◆ Data segment
* * *

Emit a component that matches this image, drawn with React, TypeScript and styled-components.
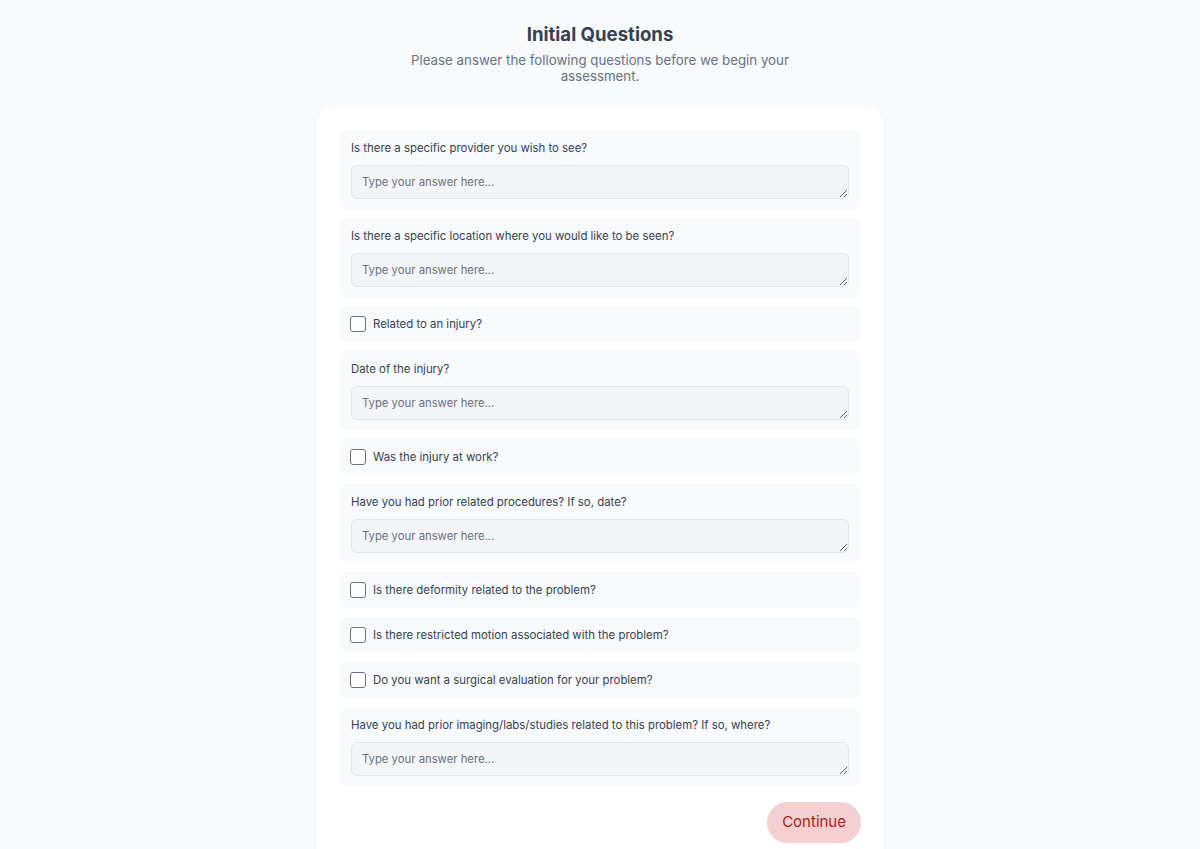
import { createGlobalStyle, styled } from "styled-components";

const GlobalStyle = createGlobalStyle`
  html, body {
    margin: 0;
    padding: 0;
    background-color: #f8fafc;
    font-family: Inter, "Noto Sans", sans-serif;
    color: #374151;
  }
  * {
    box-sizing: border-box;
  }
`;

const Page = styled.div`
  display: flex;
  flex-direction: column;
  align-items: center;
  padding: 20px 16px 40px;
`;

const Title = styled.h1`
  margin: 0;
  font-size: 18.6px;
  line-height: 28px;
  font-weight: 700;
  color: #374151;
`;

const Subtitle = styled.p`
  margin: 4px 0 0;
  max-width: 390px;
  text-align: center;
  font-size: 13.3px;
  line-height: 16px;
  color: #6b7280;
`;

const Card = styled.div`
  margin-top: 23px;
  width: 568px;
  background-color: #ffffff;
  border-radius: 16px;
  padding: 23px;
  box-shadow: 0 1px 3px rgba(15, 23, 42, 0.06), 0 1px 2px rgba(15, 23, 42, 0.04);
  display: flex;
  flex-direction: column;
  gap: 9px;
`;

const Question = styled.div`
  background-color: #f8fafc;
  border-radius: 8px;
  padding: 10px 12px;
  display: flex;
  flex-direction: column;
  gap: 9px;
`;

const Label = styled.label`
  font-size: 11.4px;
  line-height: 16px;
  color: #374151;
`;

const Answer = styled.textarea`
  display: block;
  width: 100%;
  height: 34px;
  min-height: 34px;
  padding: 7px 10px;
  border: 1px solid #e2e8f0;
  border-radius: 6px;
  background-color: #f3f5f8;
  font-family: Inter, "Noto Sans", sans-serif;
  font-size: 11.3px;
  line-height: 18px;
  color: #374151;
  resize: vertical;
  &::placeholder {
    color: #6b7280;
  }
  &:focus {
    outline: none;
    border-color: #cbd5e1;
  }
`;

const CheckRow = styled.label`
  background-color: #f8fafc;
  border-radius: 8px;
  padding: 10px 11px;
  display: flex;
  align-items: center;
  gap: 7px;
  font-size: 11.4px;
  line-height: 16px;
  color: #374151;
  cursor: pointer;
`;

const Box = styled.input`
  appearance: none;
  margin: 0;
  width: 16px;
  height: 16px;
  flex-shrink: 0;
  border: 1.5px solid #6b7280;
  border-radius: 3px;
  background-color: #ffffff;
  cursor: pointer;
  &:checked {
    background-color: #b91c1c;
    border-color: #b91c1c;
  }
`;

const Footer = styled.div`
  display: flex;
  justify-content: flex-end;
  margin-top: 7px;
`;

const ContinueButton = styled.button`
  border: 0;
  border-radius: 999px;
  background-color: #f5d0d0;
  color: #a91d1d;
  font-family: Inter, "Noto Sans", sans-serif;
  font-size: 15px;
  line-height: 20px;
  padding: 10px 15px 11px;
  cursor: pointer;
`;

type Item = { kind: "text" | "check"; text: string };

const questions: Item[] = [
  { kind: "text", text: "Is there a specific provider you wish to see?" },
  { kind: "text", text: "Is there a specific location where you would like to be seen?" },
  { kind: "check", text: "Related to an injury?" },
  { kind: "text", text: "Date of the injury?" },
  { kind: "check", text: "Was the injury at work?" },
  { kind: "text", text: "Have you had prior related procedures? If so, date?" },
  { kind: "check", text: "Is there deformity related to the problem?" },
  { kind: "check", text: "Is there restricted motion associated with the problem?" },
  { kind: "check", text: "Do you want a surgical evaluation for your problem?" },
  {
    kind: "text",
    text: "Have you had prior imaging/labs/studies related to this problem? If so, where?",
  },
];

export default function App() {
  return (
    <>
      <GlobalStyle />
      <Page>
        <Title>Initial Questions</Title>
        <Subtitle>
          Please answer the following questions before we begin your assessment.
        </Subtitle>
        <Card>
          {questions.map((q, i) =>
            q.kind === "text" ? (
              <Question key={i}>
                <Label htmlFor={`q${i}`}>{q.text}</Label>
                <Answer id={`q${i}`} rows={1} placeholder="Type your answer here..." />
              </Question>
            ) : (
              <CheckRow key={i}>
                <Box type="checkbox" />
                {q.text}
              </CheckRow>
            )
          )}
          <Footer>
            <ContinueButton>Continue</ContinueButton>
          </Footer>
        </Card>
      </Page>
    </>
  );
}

* * *

◆ Exercise brief
Give the number of lines above in which the word "this" occurs, with nothing else.

◆ Exercise output
2